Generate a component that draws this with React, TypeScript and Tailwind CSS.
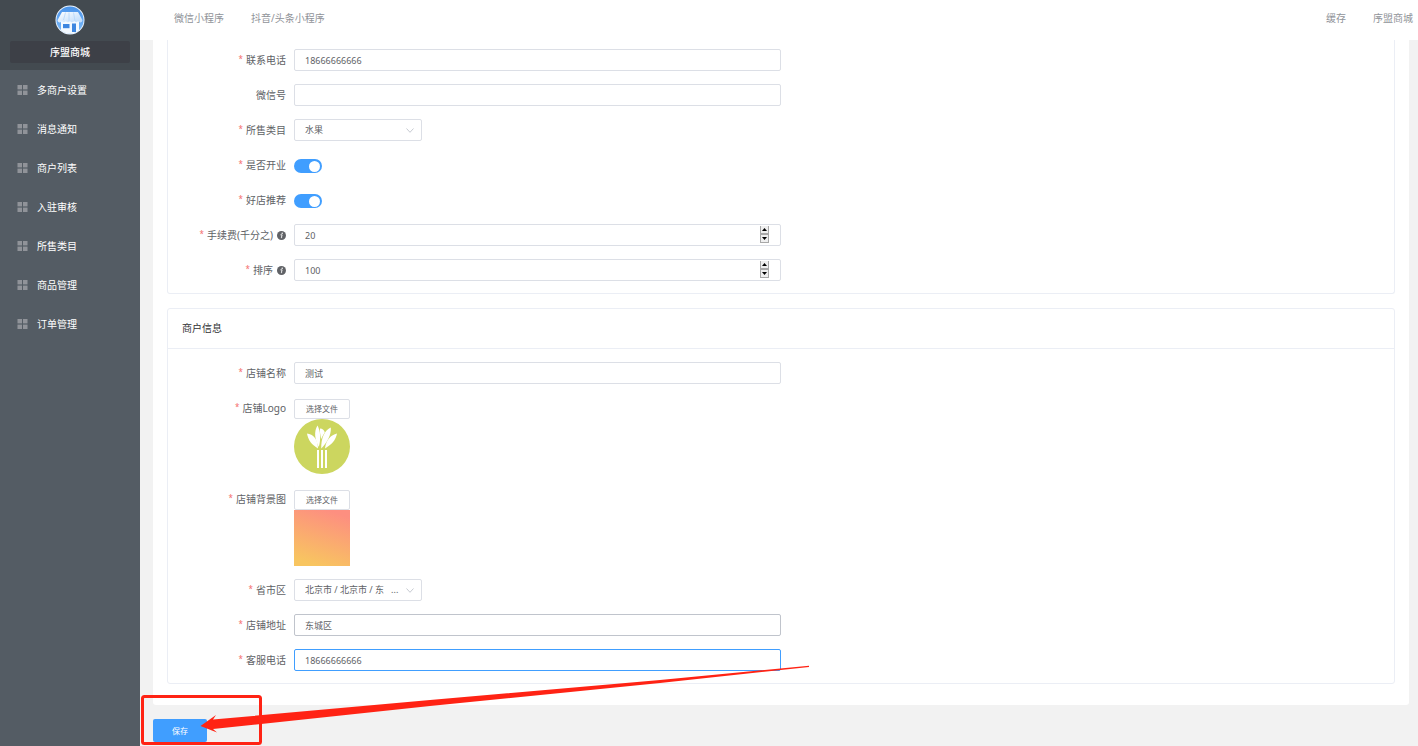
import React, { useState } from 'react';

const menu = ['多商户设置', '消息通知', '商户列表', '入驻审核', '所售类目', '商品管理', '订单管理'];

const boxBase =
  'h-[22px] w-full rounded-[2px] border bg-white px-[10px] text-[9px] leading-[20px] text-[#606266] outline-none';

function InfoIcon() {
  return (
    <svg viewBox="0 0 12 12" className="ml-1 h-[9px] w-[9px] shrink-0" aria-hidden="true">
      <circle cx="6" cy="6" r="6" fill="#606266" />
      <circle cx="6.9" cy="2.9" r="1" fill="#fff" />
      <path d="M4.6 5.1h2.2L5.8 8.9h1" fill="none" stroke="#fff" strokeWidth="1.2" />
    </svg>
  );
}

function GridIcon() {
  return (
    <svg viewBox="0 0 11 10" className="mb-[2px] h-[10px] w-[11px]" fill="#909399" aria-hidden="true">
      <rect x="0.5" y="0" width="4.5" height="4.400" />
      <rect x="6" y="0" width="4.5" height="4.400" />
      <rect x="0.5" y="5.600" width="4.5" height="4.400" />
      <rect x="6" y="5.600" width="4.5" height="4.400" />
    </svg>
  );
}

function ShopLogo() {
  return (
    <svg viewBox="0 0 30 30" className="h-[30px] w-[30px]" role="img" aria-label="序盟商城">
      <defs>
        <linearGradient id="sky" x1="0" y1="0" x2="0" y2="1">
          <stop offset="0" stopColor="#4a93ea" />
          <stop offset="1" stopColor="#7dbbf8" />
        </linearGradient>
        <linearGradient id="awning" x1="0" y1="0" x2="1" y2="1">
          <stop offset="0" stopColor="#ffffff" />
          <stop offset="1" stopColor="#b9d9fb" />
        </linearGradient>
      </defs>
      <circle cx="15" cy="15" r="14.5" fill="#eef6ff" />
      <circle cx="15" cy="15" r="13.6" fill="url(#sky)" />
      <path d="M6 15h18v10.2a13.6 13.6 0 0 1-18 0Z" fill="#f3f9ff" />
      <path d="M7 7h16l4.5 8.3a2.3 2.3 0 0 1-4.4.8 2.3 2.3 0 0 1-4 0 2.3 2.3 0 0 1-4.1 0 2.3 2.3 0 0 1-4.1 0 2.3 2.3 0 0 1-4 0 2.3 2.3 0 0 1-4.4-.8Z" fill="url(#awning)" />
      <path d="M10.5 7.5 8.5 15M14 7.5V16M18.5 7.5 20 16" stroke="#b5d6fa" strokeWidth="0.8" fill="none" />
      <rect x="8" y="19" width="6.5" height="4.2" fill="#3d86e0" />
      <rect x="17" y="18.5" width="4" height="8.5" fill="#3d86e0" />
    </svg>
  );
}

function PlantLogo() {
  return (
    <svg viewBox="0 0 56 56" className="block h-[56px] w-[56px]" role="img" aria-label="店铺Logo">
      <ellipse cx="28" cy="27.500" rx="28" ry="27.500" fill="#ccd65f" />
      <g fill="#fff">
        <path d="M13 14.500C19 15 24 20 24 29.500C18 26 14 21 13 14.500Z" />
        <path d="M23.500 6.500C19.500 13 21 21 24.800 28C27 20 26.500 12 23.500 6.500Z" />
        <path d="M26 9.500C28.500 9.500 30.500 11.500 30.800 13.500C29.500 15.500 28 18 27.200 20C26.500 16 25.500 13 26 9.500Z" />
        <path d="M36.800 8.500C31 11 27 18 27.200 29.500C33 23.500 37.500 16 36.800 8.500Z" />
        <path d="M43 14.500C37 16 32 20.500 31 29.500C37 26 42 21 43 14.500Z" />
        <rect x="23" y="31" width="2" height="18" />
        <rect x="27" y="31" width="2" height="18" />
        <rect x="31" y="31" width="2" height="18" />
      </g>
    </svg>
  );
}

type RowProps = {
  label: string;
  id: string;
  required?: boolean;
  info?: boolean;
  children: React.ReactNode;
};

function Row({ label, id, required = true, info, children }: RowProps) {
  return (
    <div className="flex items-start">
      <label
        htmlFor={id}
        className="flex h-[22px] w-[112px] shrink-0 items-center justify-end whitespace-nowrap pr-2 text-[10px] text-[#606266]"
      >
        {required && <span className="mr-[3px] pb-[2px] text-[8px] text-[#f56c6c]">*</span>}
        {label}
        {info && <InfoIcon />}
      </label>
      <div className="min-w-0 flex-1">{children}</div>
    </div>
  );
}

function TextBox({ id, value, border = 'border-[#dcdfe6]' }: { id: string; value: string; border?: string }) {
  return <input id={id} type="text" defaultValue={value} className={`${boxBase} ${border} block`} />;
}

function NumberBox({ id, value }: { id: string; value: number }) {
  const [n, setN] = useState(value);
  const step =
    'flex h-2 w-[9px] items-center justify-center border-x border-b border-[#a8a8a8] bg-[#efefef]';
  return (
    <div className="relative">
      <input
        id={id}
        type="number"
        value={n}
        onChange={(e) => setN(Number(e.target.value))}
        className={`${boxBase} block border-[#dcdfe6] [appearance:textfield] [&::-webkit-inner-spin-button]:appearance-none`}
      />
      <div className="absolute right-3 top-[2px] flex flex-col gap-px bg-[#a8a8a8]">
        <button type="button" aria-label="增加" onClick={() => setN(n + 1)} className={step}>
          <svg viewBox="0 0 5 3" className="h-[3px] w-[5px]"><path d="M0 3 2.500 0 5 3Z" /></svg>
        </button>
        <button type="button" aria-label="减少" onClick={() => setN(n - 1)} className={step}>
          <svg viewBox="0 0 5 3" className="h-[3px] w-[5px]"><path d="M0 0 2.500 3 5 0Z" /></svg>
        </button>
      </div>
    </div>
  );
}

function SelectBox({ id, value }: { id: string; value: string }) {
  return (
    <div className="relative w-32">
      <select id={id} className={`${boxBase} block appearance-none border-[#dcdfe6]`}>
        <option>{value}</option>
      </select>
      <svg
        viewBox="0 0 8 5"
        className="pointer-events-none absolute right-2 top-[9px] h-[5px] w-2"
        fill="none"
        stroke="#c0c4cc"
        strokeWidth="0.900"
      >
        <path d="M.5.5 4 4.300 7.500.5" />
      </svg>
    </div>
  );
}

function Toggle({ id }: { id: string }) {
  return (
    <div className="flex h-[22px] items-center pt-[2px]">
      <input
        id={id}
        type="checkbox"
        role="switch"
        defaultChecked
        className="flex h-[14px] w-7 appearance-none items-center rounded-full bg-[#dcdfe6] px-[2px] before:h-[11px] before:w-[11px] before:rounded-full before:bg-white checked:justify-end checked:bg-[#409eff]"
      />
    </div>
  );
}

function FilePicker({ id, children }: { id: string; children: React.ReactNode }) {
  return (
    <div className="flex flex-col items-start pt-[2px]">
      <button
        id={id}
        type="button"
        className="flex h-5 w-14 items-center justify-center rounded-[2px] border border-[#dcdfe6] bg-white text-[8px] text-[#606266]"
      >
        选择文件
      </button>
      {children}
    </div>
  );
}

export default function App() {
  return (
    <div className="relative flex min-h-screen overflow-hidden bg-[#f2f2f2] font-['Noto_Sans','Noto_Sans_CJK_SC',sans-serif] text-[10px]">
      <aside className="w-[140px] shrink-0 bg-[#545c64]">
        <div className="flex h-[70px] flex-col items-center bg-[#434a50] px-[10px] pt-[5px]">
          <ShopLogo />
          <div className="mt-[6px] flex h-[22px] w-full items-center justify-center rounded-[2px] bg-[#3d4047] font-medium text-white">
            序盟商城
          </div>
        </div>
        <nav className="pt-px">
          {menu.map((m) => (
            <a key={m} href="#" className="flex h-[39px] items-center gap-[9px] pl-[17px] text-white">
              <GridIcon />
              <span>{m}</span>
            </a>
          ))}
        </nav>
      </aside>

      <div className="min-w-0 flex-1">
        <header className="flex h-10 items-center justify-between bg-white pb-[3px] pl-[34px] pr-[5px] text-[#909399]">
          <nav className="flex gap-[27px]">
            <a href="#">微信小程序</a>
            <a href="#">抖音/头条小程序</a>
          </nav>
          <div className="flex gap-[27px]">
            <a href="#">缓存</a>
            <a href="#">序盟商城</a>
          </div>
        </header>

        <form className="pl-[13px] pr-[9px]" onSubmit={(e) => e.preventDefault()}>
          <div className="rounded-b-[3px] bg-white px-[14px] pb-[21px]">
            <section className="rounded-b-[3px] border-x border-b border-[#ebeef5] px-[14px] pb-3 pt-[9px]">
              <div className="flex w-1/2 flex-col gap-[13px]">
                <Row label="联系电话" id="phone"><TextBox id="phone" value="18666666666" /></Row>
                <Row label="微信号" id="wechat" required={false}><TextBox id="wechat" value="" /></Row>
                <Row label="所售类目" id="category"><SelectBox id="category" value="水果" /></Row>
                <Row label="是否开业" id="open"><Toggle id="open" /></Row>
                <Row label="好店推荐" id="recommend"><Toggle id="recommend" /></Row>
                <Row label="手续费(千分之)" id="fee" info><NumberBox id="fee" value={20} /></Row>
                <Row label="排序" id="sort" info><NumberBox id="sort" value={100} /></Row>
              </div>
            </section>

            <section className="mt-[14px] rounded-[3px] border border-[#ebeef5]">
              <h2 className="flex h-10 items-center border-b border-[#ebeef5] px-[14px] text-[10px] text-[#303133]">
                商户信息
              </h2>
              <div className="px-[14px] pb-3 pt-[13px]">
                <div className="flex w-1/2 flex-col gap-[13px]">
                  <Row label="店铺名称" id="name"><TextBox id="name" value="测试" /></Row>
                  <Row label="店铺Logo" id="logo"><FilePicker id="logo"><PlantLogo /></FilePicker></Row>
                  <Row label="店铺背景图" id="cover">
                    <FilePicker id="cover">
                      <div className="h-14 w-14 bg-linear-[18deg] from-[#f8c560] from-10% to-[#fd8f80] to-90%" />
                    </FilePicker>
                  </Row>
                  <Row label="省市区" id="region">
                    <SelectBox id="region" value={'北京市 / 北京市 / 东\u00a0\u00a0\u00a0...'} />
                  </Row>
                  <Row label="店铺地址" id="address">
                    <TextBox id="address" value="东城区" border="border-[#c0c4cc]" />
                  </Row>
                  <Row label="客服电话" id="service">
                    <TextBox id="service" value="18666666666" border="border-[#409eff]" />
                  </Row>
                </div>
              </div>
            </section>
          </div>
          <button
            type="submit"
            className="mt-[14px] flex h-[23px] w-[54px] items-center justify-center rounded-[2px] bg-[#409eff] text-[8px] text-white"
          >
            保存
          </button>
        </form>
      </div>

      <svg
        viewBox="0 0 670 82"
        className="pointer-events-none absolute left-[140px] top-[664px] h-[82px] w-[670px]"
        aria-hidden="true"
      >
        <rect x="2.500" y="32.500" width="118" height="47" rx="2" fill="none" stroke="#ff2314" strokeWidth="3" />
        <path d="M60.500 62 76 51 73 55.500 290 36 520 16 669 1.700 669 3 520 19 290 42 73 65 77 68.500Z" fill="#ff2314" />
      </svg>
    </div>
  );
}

########

Repeat the listing above exactly from its first line to the line containing "['多商户设置', '消息通知', '商户列表', '入驻审核', '所售类目', '商品管理', '订单管理'];", both included, and omit the pictures.

### ANSWER BELOW
Generate a component that draws this with React, TypeScript and Tailwind CSS.
import React, { useState } from 'react';

const menu = ['多商户设置', '消息通知', '商户列表', '入驻审核', '所售类目', '商品管理', '订单管理'];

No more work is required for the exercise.